__Given instruction__
Write out the material again exactly, please, and omit the pictures.

▬▬▬▬▬▬▬▬▬▬

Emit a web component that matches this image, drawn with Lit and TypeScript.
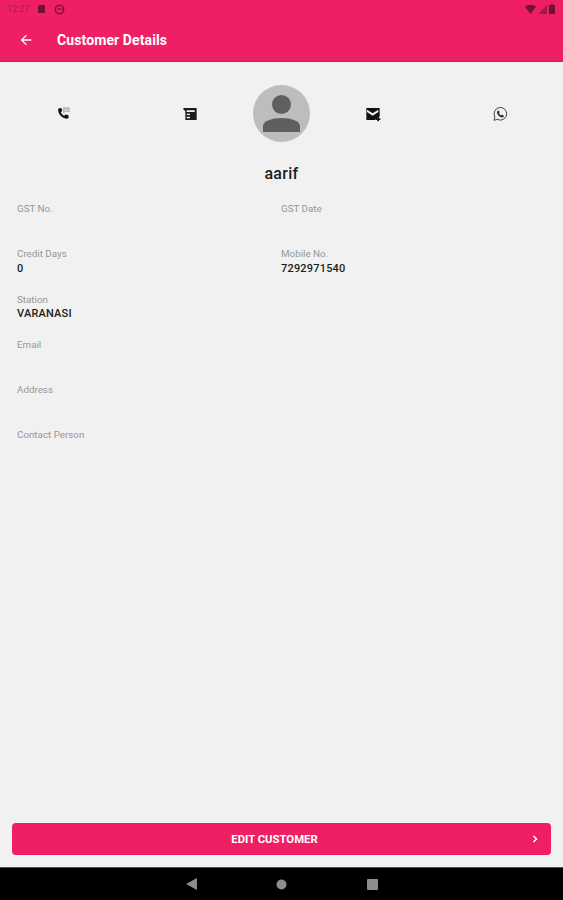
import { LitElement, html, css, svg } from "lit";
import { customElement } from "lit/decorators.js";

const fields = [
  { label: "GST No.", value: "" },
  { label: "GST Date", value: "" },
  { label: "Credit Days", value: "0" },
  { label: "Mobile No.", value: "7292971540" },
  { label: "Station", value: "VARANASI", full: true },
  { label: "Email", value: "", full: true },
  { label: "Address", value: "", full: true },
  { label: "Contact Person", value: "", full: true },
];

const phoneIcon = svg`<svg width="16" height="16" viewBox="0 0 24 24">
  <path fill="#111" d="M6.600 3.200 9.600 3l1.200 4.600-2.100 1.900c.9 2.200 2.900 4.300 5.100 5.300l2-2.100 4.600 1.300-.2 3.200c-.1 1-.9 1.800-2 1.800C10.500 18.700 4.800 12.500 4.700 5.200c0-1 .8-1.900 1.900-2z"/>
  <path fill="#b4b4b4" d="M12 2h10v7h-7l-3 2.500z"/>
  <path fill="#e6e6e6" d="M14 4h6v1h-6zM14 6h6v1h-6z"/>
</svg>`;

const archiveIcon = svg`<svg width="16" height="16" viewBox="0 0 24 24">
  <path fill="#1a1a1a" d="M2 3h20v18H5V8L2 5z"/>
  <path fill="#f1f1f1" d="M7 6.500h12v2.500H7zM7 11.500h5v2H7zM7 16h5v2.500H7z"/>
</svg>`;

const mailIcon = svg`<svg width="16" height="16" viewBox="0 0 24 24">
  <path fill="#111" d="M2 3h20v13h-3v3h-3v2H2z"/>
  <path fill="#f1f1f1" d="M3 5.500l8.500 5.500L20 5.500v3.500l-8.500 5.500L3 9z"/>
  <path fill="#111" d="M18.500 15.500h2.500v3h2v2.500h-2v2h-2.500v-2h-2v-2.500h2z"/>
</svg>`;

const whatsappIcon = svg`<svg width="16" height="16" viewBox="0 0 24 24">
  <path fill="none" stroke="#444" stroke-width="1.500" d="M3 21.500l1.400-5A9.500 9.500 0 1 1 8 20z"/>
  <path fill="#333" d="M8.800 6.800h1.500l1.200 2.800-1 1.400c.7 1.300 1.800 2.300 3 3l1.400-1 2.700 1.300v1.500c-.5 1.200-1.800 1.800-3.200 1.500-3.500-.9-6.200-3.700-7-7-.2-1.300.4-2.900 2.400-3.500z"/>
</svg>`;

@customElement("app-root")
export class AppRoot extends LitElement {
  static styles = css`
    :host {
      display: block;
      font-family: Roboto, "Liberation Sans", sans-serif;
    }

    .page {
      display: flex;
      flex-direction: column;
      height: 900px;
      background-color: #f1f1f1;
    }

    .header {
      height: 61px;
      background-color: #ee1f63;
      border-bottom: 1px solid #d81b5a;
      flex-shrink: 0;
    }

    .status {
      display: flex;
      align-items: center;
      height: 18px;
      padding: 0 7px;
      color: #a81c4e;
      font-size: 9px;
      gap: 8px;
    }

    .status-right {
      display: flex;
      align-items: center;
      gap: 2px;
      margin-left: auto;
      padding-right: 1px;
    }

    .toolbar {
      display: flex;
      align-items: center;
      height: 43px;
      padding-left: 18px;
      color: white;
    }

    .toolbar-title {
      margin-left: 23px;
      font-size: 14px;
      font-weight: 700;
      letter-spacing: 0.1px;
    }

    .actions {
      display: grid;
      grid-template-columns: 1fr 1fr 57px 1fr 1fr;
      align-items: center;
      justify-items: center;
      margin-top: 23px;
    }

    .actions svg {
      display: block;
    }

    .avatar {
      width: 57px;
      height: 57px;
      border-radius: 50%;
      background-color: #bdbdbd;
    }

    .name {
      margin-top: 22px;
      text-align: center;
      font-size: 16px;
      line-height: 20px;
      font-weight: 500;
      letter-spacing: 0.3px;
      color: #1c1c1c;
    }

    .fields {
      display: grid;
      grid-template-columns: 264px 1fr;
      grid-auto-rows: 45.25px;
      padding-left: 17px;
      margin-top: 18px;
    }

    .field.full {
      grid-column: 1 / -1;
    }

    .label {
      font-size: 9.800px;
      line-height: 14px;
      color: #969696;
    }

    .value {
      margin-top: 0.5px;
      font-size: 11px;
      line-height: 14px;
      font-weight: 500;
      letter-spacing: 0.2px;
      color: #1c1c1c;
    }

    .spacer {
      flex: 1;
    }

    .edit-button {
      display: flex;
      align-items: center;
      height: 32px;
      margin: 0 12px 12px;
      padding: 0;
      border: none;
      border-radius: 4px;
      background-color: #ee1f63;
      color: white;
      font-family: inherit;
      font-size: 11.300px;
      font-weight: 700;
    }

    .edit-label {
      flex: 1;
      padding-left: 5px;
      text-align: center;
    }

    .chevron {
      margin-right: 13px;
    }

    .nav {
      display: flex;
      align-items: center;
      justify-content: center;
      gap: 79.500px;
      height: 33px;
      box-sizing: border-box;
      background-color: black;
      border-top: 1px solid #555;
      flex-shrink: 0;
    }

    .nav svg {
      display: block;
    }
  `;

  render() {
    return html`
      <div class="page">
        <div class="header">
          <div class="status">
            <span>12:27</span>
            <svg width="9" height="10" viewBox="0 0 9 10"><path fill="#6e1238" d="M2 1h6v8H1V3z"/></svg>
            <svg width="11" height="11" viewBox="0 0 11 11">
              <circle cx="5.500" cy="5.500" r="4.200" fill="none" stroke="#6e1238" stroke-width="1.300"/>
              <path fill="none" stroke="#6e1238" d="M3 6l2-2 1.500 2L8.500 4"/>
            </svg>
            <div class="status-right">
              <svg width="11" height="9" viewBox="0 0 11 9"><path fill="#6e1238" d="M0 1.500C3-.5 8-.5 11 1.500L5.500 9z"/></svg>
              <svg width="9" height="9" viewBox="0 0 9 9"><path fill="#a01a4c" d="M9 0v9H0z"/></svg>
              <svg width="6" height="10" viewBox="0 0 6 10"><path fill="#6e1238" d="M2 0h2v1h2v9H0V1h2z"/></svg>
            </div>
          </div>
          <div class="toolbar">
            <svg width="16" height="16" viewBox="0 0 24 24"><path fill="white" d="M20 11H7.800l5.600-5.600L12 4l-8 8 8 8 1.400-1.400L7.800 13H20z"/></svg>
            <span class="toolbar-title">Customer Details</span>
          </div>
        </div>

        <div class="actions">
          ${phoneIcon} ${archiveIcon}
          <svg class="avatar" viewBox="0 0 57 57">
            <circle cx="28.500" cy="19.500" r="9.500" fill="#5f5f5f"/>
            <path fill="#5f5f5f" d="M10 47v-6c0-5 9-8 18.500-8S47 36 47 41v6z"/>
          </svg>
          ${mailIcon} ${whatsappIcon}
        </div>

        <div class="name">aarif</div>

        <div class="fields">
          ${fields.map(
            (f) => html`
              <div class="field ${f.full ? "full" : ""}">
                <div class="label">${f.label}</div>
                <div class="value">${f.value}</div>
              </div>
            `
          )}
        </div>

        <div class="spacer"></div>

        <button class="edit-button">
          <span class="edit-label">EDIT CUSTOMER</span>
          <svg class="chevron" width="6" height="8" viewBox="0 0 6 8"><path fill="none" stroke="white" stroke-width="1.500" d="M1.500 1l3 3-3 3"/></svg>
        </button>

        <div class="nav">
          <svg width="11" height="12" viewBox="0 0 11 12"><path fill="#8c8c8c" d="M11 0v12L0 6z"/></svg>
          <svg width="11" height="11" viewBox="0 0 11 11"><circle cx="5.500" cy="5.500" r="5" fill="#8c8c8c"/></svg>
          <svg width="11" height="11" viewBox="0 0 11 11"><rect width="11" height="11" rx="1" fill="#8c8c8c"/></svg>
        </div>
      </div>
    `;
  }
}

▬▬▬▬▬▬▬▬▬▬

__Complete output__
Emit a web component that matches this image, drawn with Lit and TypeScript.
import { LitElement, html, css, svg } from "lit";
import { customElement } from "lit/decorators.js";

const fields = [
  { label: "GST No.", value: "" },
  { label: "GST Date", value: "" },
  { label: "Credit Days", value: "0" },
  { label: "Mobile No.", value: "7292971540" },
  { label: "Station", value: "VARANASI", full: true },
  { label: "Email", value: "", full: true },
  { label: "Address", value: "", full: true },
  { label: "Contact Person", value: "", full: true },
];

const phoneIcon = svg`<svg width="16" height="16" viewBox="0 0 24 24">
  <path fill="#111" d="M6.600 3.200 9.600 3l1.200 4.600-2.100 1.900c.9 2.200 2.900 4.300 5.100 5.300l2-2.100 4.600 1.300-.2 3.200c-.1 1-.9 1.800-2 1.800C10.500 18.700 4.800 12.500 4.700 5.200c0-1 .8-1.900 1.900-2z"/>
  <path fill="#b4b4b4" d="M12 2h10v7h-7l-3 2.500z"/>
  <path fill="#e6e6e6" d="M14 4h6v1h-6zM14 6h6v1h-6z"/>
</svg>`;

const archiveIcon = svg`<svg width="16" height="16" viewBox="0 0 24 24">
  <path fill="#1a1a1a" d="M2 3h20v18H5V8L2 5z"/>
  <path fill="#f1f1f1" d="M7 6.500h12v2.500H7zM7 11.500h5v2H7zM7 16h5v2.500H7z"/>
</svg>`;

const mailIcon = svg`<svg width="16" height="16" viewBox="0 0 24 24">
  <path fill="#111" d="M2 3h20v13h-3v3h-3v2H2z"/>
  <path fill="#f1f1f1" d="M3 5.500l8.500 5.500L20 5.500v3.500l-8.500 5.500L3 9z"/>
  <path fill="#111" d="M18.500 15.500h2.500v3h2v2.500h-2v2h-2.500v-2h-2v-2.500h2z"/>
</svg>`;

const whatsappIcon = svg`<svg width="16" height="16" viewBox="0 0 24 24">
  <path fill="none" stroke="#444" stroke-width="1.500" d="M3 21.500l1.400-5A9.500 9.500 0 1 1 8 20z"/>
  <path fill="#333" d="M8.800 6.800h1.500l1.200 2.800-1 1.400c.7 1.300 1.800 2.300 3 3l1.400-1 2.700 1.300v1.500c-.5 1.200-1.800 1.800-3.200 1.500-3.500-.9-6.200-3.700-7-7-.2-1.300.4-2.900 2.400-3.500z"/>
</svg>`;

@customElement("app-root")
export class AppRoot extends LitElement {
  static styles = css`
    :host {
      display: block;
      font-family: Roboto, "Liberation Sans", sans-serif;
    }

    .page {
      display: flex;
      flex-direction: column;
      height: 900px;
      background-color: #f1f1f1;
    }

    .header {
      height: 61px;
      background-color: #ee1f63;
      border-bottom: 1px solid #d81b5a;
      flex-shrink: 0;
    }

    .status {
      display: flex;
      align-items: center;
      height: 18px;
      padding: 0 7px;
      color: #a81c4e;
      font-size: 9px;
      gap: 8px;
    }

    .status-right {
      display: flex;
      align-items: center;
      gap: 2px;
      margin-left: auto;
      padding-right: 1px;
    }

    .toolbar {
      display: flex;
      align-items: center;
      height: 43px;
      padding-left: 18px;
      color: white;
    }

    .toolbar-title {
      margin-left: 23px;
      font-size: 14px;
      font-weight: 700;
      letter-spacing: 0.1px;
    }

    .actions {
      display: grid;
      grid-template-columns: 1fr 1fr 57px 1fr 1fr;
      align-items: center;
      justify-items: center;
      margin-top: 23px;
    }

    .actions svg {
      display: block;
    }

    .avatar {
      width: 57px;
      height: 57px;
      border-radius: 50%;
      background-color: #bdbdbd;
    }

    .name {
      margin-top: 22px;
      text-align: center;
      font-size: 16px;
      line-height: 20px;
      font-weight: 500;
      letter-spacing: 0.3px;
      color: #1c1c1c;
    }

    .fields {
      display: grid;
      grid-template-columns: 264px 1fr;
      grid-auto-rows: 45.25px;
      padding-left: 17px;
      margin-top: 18px;
    }

    .field.full {
      grid-column: 1 / -1;
    }

    .label {
      font-size: 9.800px;
      line-height: 14px;
      color: #969696;
    }

    .value {
      margin-top: 0.5px;
      font-size: 11px;
      line-height: 14px;
      font-weight: 500;
      letter-spacing: 0.2px;
      color: #1c1c1c;
    }

    .spacer {
      flex: 1;
    }

    .edit-button {
      display: flex;
      align-items: center;
      height: 32px;
      margin: 0 12px 12px;
      padding: 0;
      border: none;
      border-radius: 4px;
      background-color: #ee1f63;
      color: white;
      font-family: inherit;
      font-size: 11.300px;
      font-weight: 700;
    }

    .edit-label {
      flex: 1;
      padding-left: 5px;
      text-align: center;
    }

    .chevron {
      margin-right: 13px;
    }

    .nav {
      display: flex;
      align-items: center;
      justify-content: center;
      gap: 79.500px;
      height: 33px;
      box-sizing: border-box;
      background-color: black;
      border-top: 1px solid #555;
      flex-shrink: 0;
    }

    .nav svg {
      display: block;
    }
  `;

  render() {
    return html`
      <div class="page">
        <div class="header">
          <div class="status">
            <span>12:27</span>
            <svg width="9" height="10" viewBox="0 0 9 10"><path fill="#6e1238" d="M2 1h6v8H1V3z"/></svg>
            <svg width="11" height="11" viewBox="0 0 11 11">
              <circle cx="5.500" cy="5.500" r="4.200" fill="none" stroke="#6e1238" stroke-width="1.300"/>
              <path fill="none" stroke="#6e1238" d="M3 6l2-2 1.500 2L8.500 4"/>
            </svg>
            <div class="status-right">
              <svg width="11" height="9" viewBox="0 0 11 9"><path fill="#6e1238" d="M0 1.500C3-.5 8-.5 11 1.500L5.500 9z"/></svg>
              <svg width="9" height="9" viewBox="0 0 9 9"><path fill="#a01a4c" d="M9 0v9H0z"/></svg>
              <svg width="6" height="10" viewBox="0 0 6 10"><path fill="#6e1238" d="M2 0h2v1h2v9H0V1h2z"/></svg>
            </div>
          </div>
          <div class="toolbar">
            <svg width="16" height="16" viewBox="0 0 24 24"><path fill="white" d="M20 11H7.800l5.600-5.600L12 4l-8 8 8 8 1.400-1.400L7.800 13H20z"/></svg>
            <span class="toolbar-title">Customer Details</span>
          </div>
        </div>

        <div class="actions">
          ${phoneIcon} ${archiveIcon}
          <svg class="avatar" viewBox="0 0 57 57">
            <circle cx="28.500" cy="19.500" r="9.500" fill="#5f5f5f"/>
            <path fill="#5f5f5f" d="M10 47v-6c0-5 9-8 18.500-8S47 36 47 41v6z"/>
          </svg>
          ${mailIcon} ${whatsappIcon}
        </div>

        <div class="name">aarif</div>

        <div class="fields">
          ${fields.map(
            (f) => html`
              <div class="field ${f.full ? "full" : ""}">
                <div class="label">${f.label}</div>
                <div class="value">${f.value}</div>
              </div>
            `
          )}
        </div>

        <div class="spacer"></div>

        <button class="edit-button">
          <span class="edit-label">EDIT CUSTOMER</span>
          <svg class="chevron" width="6" height="8" viewBox="0 0 6 8"><path fill="none" stroke="white" stroke-width="1.500" d="M1.500 1l3 3-3 3"/></svg>
        </button>

        <div class="nav">
          <svg width="11" height="12" viewBox="0 0 11 12"><path fill="#8c8c8c" d="M11 0v12L0 6z"/></svg>
          <svg width="11" height="11" viewBox="0 0 11 11"><circle cx="5.500" cy="5.500" r="5" fill="#8c8c8c"/></svg>
          <svg width="11" height="11" viewBox="0 0 11 11"><rect width="11" height="11" rx="1" fill="#8c8c8c"/></svg>
        </div>
      </div>
    `;
  }
}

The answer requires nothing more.